Some criminals decide, rather than blindly attacking every device on the Internet and hoping for a jackpot, to stack the odds in their favor. Whaling[2] is a type of targeted phishing attack that zeros in on high-profile individuals, such as CEOs, CFOs, CIOs, IT administrators or other persons with authority or privileged access. The goal is to gain access to the account and send instructions to others in the organization under the age-old principle of “do whatever the boss says.” Whaling attacks are often very sophisticated and can be difficult to detect. The attacker may use social engineering techniques to gain the target’s trust or pretend to be from a trusted organization. If phishing is akin to street mugging, then whaling is casing the ritzy neighborhood for weeks to plan the perfect break-in.

The strategy has proven lucrative. According to AAG, the average data breach in 2022 cost $4M while the average whaling attack cost $47M.[3]

Why is whaling so effective?

Doomsday headlines on the (sometimes) exceptional capabilities of generative AI to mimic and deceive can make it feel like whaling is at the fingertips of anyone with an internet connection. But the fact is whaling takes finesse and is a skill learned over a long time. Attackers must identify their target organization, select their victim, and find their vulnerabilities before even making the first contact. They must know what they are after and how to use the victim to get it. And they must present a convincing enough front to avoid detection by people who are often steeped in training on avoiding phishing scams.

Many in the C-suite of the Fortune 500 have assistants who triage, summarize, and filter emails before they would even hit the inbox of the targeted whale. Getting through this layer is going to take more than an AI-generated email offering free company raffle tickets. To get through this first layer, you have to create a crisis that seems real enough to believe, and urgent enough to not double check.

Unfortunately, what makes the first layer so effective at preventing phishing attacks is what makes whalers who break through so successful. Imagine having an inbox where everything in it is filtered, curated, actionable, and pristine. It becomes easy to let your guard down and click a fake link forcing you to login to approve an ‘urgent sales deal.’ And even easier to click one that seems to be from the resort you are due to stay at next week, or your children’s school. Whalers find techniques and topics that will both pass through the administrative filtering process and fail to trigger any suspicion in the target.
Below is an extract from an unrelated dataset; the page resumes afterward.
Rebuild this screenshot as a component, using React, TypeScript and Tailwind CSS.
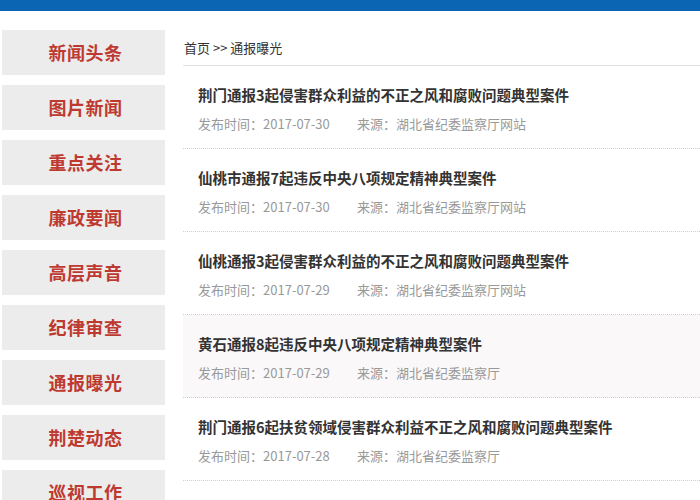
import React from "react";

const nav = ["新闻头条", "图片新闻", "重点关注", "廉政要闻", "高层声音", "纪律审查", "通报曝光", "荆楚动态", "巡视工作"];

const items = [
  { t: "荆门通报3起侵害群众利益的不正之风和腐败问题典型案件", d: "2017-07-30", s: "湖北省纪委监察厅网站" },
  { t: "仙桃市通报7起违反中央八项规定精神典型案件", d: "2017-07-30", s: "湖北省纪委监察厅网站" },
  { t: "仙桃通报3起侵害群众利益的不正之风和腐败问题典型案件", d: "2017-07-29", s: "湖北省纪委监察厅网站" },
  { t: "黄石通报8起违反中央八项规定精神典型案件", d: "2017-07-29", s: "湖北省纪委监察厅", hl: true },
  { t: "荆门通报6起扶贫领域侵害群众利益不正之风和腐败问题典型案件", d: "2017-07-28", s: "湖北省纪委监察厅" },
];

export default function App() {
  return (
    <div
      className="w-[700px] h-[500px] overflow-hidden bg-white"
      style={{ fontFamily: '"Noto Sans CJK SC", "Noto Sans", sans-serif' }}
    >
      <div className="h-[11px] bg-[#0b65b2]" />
      <div className="flex">
        <div className="ml-[2px] w-[163px] pt-[19px] flex flex-col gap-[10px] shrink-0">
          {nav.map((n) => (
            <div
              key={n}
              className="h-[45px] shrink-0 bg-[#ececec] flex items-center justify-center text-[18px] font-bold text-[#be3a30] tracking-[0.5px] pl-[4px]"
            >
              {n}
            </div>
          ))}
        </div>
        <div className="ml-[18px] flex-1">
          <div className="h-[55px] border-b border-[#e3e3e3] flex items-end pb-[8px] pl-[1px] text-[13px] text-[#333]">
            首页 &gt;&gt; 通报曝光
          </div>
          {items.map((it, i) => (
            <div
              key={i}
              className={`h-[83px] border-b border-dotted border-[#cfcfcf] pl-[15px] pt-[19px] ${it.hl ? "bg-[#faf8f9]" : ""}`}
            >
              <div className="text-[14.5px] leading-[20px] font-bold text-[#333] whitespace-nowrap">{it.t}</div>
              <div className="mt-[10px] text-[13px] leading-[18px] text-[#999] flex whitespace-nowrap">
                <span className="w-[159px]">发布时间：{it.d}</span>
                <span>来源：{it.s}</span>
              </div>
            </div>
          ))}
        </div>
      </div>
    </div>
  );
}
This may be more miss than hit, but given enough time and opportunity, the hits will stack up.

How to save the whales?

It would be easy to end this discussion on statements urging privacy online – don’t share details about your life on social media, don’t let your personal life become searchable, don’t give the whalers anything to work with. It would be almost as easy to end it on warnings to keep your guard up – never trust an email or text on first sight, no matter what it says. But neither tact is new advice, and while both are good advice, neither are realistic and neither will hold up for long.

A more effective strategy may be to build baffles and compartments into both personal and business procedures. Separate critical business procedures and messages into systems with more safeguards than emails or texts. Ensure IT and finance teams have separate accounts, and even separate computers or networks, for performing privileged activities. This ensures an errant click on the account with email won’t compromise the data accessible from the account that has no email access. In personal affairs, keep categories of communication tied to different email accounts, phone numbers, platforms, or even devices, so any crossover raises alerts instantly, and any compromise won’t give away everything.

If all of that feels too daunting, then teach them to follow these three principles of Internet security:

  1. Never enter your username or password on a webpage you arrived at by clicking a link in an email, text message, or social media post.
    • Level Up: Use a password keeper that automatically fills information into webpages after matching the right domain to the right credentials.
  2. Never send money, give bank account information, or reveal confidential information in email unless you personally talk to the sender and verify, they sent the requested information.
    • Level Up: Refuse to use email to send this information altogether. Establish portals and verified communications tools to send information with the ability to track and self-destruct upon use.
  3. Enable MFA whenever it is offered and stop putting confidential or critical business information into websites that do not offer MFA.
    • Level Up: Secure your password keeper and secure client portals with a hardware encryption key.
3 Laws of Internet Security:
1. Email Links that request passwords are phish: Never enter your username or password on a webpage you arrived at by clicking a link in an email, text message, or social media post.
2. Every email address can be compromised: Never send money, bank account information, or confidential information unless you can talk to the requestor on the phone.
3. MFA or bust: Enable multifactor authentication (MFA) whenever it is offered and stop putting confidential or critical business information into website that do not offer MFA.

[1] https://www.phishing.org/history-of-phishing

[2] Other terms and classifications arise from cybersecurity professionals to differentiate between the types of phishing attacks, such as spear phishing, vishing, smishing, etc. While these classifications have value to researchers and cybersecurity practitioners, they are distinctions without a difference for this article.